**YOUR TASK**
Single out each line with the word "index" and copy it.

━━━━

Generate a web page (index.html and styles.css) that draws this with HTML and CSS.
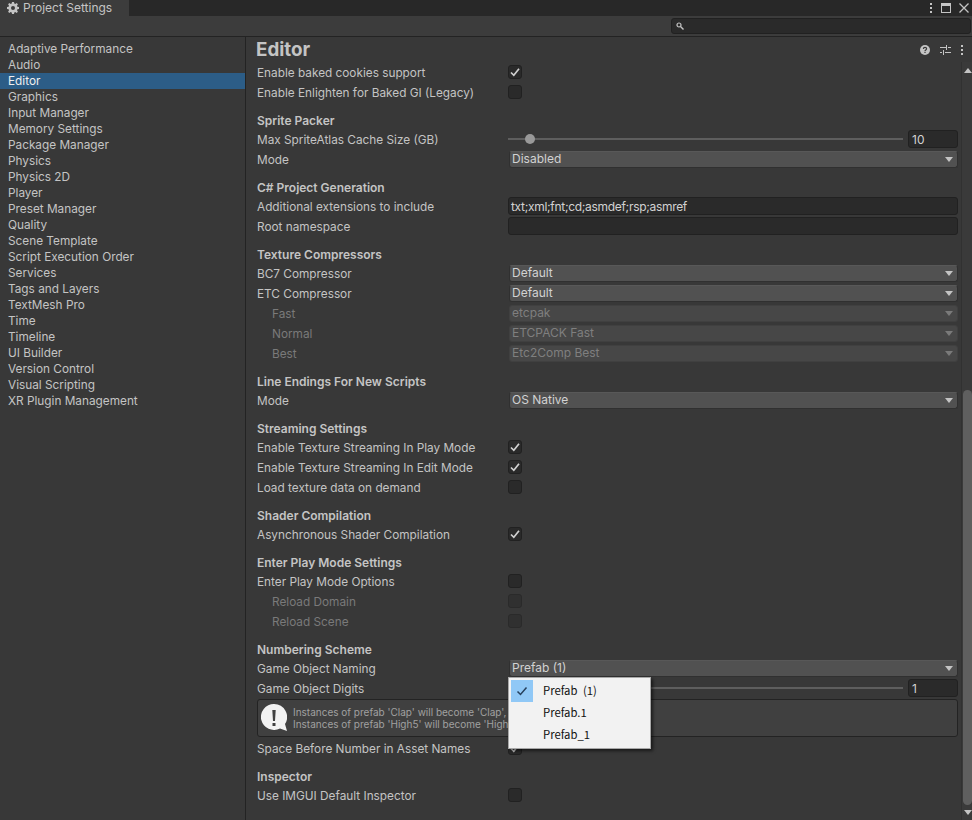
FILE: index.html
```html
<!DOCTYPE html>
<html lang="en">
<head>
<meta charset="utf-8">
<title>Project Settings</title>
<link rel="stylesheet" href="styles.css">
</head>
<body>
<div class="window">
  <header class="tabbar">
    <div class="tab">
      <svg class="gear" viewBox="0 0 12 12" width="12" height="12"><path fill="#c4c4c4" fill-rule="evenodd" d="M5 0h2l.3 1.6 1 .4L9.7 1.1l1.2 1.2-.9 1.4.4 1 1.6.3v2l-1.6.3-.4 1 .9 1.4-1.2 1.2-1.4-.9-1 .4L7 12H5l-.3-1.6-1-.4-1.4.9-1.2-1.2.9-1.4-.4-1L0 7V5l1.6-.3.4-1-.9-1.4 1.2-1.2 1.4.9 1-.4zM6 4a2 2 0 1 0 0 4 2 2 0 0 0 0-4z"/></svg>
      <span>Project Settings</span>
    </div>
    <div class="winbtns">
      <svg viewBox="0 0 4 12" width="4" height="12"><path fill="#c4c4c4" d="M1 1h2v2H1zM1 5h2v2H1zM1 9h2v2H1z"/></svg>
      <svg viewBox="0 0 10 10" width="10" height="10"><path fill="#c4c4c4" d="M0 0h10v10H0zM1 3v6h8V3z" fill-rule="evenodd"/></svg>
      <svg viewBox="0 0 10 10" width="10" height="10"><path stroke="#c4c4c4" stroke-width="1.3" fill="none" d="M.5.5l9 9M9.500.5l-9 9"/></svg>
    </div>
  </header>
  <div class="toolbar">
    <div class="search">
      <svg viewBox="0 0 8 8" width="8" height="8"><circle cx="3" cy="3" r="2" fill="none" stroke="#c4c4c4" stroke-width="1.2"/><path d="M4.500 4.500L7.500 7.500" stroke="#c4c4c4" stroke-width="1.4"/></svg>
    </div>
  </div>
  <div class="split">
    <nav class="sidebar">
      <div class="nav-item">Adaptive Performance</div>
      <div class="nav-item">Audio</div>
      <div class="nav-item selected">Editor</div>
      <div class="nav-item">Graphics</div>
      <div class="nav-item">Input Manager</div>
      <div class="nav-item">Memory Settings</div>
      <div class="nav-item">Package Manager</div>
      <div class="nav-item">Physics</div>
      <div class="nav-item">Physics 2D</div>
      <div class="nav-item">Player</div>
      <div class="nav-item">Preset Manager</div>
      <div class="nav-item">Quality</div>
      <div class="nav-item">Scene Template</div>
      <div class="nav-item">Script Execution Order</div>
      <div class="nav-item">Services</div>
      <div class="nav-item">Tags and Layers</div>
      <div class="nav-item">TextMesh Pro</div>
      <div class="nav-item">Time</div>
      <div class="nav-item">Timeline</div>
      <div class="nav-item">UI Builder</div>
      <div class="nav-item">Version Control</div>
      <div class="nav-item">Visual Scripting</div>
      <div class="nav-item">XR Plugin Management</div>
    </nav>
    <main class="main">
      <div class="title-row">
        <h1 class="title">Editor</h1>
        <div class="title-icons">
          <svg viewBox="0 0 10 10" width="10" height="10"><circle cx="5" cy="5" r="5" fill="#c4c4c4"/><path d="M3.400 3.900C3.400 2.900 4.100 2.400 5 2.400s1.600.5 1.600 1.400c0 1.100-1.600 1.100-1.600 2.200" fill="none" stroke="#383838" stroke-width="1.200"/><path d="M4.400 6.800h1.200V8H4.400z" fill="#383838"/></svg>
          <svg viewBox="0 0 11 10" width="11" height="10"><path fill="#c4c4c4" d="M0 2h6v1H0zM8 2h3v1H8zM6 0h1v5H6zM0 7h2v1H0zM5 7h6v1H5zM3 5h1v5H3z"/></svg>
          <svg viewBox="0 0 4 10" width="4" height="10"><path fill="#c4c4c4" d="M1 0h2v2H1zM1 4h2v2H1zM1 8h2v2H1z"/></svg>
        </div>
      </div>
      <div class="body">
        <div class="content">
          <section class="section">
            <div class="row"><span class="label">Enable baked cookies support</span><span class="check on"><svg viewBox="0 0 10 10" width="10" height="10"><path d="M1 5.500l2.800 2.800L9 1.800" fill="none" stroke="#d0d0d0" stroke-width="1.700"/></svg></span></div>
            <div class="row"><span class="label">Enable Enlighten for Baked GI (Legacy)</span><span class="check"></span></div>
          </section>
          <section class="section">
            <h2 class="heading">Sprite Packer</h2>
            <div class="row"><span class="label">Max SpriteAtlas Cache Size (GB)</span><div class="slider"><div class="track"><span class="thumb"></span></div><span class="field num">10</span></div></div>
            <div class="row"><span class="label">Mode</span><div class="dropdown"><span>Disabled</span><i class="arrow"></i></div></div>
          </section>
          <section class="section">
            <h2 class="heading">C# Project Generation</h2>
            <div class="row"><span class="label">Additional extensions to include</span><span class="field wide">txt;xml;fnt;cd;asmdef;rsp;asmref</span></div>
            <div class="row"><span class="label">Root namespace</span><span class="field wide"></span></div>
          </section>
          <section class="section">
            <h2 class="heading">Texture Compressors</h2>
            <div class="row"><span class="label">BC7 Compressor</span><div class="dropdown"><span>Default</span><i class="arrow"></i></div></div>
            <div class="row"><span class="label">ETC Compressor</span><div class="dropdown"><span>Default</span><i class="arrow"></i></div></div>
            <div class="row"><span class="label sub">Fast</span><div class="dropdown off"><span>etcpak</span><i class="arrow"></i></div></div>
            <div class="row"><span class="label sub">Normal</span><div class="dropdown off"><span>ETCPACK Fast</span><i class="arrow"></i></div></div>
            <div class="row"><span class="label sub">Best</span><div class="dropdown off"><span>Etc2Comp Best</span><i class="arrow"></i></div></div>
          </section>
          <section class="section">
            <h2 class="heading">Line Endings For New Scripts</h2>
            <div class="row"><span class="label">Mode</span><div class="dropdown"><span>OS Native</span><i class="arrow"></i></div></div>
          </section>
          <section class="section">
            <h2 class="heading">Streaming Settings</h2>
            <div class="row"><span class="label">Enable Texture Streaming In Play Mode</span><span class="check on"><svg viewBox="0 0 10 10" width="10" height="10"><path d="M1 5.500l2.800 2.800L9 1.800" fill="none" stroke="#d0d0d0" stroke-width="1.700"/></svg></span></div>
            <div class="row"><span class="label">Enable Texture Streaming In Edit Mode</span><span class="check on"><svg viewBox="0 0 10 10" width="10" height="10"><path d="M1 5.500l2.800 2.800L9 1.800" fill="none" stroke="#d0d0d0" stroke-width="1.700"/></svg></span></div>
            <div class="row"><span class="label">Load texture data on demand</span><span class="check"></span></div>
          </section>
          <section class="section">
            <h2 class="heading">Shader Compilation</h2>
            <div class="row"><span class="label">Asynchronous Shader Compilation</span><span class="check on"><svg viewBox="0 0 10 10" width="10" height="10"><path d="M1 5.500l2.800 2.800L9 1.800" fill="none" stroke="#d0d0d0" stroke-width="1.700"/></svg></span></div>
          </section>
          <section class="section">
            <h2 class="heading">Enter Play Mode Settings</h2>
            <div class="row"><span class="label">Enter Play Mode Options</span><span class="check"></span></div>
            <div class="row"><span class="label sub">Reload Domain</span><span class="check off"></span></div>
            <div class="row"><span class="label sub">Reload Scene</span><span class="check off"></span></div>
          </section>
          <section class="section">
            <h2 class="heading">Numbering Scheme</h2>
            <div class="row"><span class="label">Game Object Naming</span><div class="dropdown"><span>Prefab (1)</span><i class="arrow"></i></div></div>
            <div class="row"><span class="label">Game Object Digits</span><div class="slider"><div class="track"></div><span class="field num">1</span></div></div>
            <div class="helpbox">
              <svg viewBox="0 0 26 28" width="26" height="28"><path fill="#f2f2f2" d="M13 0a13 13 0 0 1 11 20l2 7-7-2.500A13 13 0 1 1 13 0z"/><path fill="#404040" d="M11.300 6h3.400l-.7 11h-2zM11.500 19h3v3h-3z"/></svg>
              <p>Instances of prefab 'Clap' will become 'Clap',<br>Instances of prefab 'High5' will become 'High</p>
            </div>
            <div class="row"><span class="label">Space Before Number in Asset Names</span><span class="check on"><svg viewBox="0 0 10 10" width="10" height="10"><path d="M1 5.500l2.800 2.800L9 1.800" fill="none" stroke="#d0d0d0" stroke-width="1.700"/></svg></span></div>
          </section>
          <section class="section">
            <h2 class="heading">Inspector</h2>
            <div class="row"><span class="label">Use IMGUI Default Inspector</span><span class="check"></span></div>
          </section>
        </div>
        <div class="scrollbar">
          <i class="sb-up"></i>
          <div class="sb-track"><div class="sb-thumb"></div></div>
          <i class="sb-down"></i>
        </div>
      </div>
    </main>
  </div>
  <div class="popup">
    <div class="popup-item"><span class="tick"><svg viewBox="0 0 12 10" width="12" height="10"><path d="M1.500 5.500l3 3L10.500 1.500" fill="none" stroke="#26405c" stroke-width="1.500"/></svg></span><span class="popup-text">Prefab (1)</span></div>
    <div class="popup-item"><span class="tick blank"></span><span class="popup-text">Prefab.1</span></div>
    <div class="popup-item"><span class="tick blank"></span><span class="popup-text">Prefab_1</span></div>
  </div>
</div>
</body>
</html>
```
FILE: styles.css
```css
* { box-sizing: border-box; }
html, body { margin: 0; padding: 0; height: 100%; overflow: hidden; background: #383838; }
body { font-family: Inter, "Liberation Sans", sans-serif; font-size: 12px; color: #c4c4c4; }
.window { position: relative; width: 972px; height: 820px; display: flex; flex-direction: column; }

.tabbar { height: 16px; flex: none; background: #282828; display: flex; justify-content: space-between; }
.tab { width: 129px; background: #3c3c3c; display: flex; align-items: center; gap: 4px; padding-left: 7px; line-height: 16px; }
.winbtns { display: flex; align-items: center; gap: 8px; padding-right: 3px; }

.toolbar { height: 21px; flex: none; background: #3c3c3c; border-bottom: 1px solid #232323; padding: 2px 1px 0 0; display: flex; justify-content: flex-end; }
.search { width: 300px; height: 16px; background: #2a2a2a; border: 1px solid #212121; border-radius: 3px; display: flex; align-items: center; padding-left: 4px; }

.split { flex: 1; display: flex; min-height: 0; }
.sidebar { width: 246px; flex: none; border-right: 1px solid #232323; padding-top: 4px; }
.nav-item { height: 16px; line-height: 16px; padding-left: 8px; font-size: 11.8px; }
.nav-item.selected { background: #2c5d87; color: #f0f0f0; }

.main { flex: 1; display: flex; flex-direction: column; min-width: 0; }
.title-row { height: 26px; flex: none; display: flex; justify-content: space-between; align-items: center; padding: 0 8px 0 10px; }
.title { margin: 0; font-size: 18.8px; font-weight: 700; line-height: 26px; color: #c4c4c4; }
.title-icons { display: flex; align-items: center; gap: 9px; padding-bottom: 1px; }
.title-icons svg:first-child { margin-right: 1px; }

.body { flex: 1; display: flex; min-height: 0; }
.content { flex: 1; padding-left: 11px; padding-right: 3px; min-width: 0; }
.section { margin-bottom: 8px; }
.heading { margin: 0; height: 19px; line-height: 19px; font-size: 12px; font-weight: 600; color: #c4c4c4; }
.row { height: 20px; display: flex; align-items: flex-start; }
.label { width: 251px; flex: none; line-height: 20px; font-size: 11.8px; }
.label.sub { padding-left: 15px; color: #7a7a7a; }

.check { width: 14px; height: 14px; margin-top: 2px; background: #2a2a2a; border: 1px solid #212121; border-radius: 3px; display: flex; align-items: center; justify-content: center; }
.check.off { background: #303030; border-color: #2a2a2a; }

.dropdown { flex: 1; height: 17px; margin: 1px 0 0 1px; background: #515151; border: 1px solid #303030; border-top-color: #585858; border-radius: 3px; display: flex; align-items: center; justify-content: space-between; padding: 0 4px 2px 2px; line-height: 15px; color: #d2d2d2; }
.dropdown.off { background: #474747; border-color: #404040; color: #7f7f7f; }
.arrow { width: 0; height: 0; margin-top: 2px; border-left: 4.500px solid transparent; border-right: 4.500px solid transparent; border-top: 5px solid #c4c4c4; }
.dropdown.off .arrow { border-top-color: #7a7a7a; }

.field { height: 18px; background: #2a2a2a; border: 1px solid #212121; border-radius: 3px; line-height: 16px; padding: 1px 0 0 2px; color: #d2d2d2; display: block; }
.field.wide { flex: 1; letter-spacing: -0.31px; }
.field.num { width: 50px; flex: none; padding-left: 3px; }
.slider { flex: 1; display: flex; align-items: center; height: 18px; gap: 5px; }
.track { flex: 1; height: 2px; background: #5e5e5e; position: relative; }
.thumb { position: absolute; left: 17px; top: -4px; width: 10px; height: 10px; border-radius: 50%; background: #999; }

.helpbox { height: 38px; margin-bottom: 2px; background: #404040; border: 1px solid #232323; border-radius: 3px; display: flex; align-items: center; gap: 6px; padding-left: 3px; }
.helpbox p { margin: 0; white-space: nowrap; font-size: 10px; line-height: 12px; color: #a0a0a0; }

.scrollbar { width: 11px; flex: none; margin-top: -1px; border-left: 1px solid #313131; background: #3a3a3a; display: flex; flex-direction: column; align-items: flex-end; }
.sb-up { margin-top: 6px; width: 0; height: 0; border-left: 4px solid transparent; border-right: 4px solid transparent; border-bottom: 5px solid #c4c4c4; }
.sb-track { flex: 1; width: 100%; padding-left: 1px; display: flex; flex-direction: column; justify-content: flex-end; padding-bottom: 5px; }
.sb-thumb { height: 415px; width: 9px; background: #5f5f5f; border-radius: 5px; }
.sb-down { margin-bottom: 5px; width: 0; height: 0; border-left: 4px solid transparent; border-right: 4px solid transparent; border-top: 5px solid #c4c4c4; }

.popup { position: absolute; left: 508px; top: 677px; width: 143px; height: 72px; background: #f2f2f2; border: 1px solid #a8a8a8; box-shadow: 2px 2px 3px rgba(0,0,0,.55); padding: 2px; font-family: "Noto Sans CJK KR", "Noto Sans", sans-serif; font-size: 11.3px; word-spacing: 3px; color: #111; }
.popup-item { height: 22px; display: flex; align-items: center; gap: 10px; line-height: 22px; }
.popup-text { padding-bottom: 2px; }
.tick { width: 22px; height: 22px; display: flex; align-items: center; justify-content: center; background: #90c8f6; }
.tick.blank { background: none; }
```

━━━━

**RESULT**
Generate a web page (index.html and styles.css) that draws this with HTML and CSS.
FILE: index.html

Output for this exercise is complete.